Me gusta esta otra escena que referiré ahora porque estamos ella y yo. Frente al mar. Es Santa Clara del Mar, muy cerca de Mar del Plata, el balneario más popular de Argentina probablemente. Al que he ido infinitas veces desde que nací. Pero estoy en otro balneario, cercano a Mar del Plata, vecino. Estoy en una casa con una mujer. Y cocinamos platos que me gusta preparar. Vamos a un pequeño supermercado. Traemos todo en bolsas de plástico que detesto. La casa no tiene postigos sino cortinadas con los que al irnos a dormir cubro los ventanales. Para no faltar a la verdad debo decir que me inquieta un poco esta falta de seguridad. Pero también me excita la adrenalina de no saber qué puede llegar ocurrir. Vemos el mar desde el ventanal de día, mientras desayunamos. 

La escena de lectura tiene lugar por la tarde, cuando el sol pega más fuerte. Hace frío en Santa Clara del Mar. Estamos vestidos con ropa de abrigo.  Leemos Casi un objeto, un libro de cuentos de José Saramago. Se los leo a ella en voz alta. Ella está perpleja ante uno frente al que ambos estamos perplejos: “Este libro es un prodigio”, repite. “Ese centauro”: “Sí, le digo en un eco, ese centauro”. La lectura se demora durante la larga semana que transcurre el viaje. El mar, el libro. La orilla, el libro. Mi voz, el libro. Saramago, mis otras lecturas de este autor, el libro. Saramago, Portugal, los fados, amigos que aman Portugal. Libros que dialogan con fados. Yo que estoy atento a este puñado fabuloso de historias. El mar que choca contra las rocas. El mar que bordea la arena del mismo modo en que nosotros bordeamos las páginas del libro. Hasta que por fin la última página llega. Y en un duelo que es despedida triunfal, placer y partida, guardamos el libro en la valija. Pero han sido jornadas tan poderosas, una prosa tan indestructible, que nada podrá suplantarlo. Un hito en mis lecturas. Decidimos dejar de leer otros libros. Nos consagramos a otros deleites. Y el frío…y el mar…
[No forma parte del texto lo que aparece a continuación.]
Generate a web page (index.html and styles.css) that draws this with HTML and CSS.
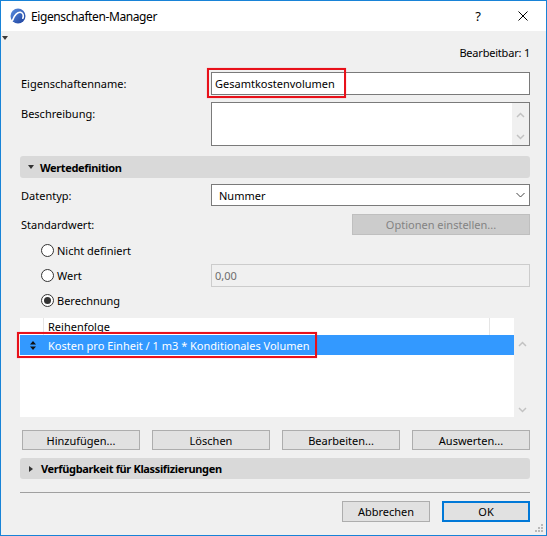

La última escena que como jirón retomo con decisión de evocar en esta crónica. En una casa en la que vivo solo. Recibiendo visitas difícilmente olvidables. Me entero de que una colega a quien admiro mucho se ha doctorado. Es una persona que aprecio mucho. No nos vemos pero sí puedo leer. Considerar qué hay en su poderosa mente en lo relativo a inquietudes, a búsquedas, a tentativas. Leo su tesis doctoral en tres jornadas. Es extensa pero no me acobarda. Es sobre el escritor Manuel Ugarte (Buenos Aires, 1875-Niza, 1951). Anti imperialista, socialista, viajero por Francia, por América Latina, por EE.UU., todo lo voy reconstruyendo en este relato que es al fin y al cabo una tesis. Advierto el enorme trabajo de archivo, las caudalosas notas al pie. Me resulta un trabajo brillante y de un rigor notable. Para un ignorante como yo, siempre pendiente de novedades de la literatura argentina contemporánea este autor sí resulta fundamental. Mucho más haber buceado en él. Las jornadas dejan agotados mis ojos, a mi cuerpo pese a la supuesta comodidad del sillón giratorio desde el que enfrento la pantalla. Una tesis doctoral es también una indagación en profundidad sobre un territorio ignoto, que comienza a transitarse como otra clase de universo literario: una creación original, en este caso al menos. Me regocijo en la lectura. Y a modo de despedida victoriosa (la suya, que defendió la tesis con éxito, la mía que he aprendido), cierro el documento. Me he quedado con lo mejor que se tiene, lo mejor mejor que ella podía dar porque estaba alojado en sus zonas más recónditas: su sensibilidad, su trabajo, su inteligencia. 

Este puñado de escenas remite a las personas que han escrito esos libros o tesis tanto como a mí mismo en el momento en que entré en contacto con ellos. En el universo de los signos. En el que nada es lo que es. En el que todo parece serlo.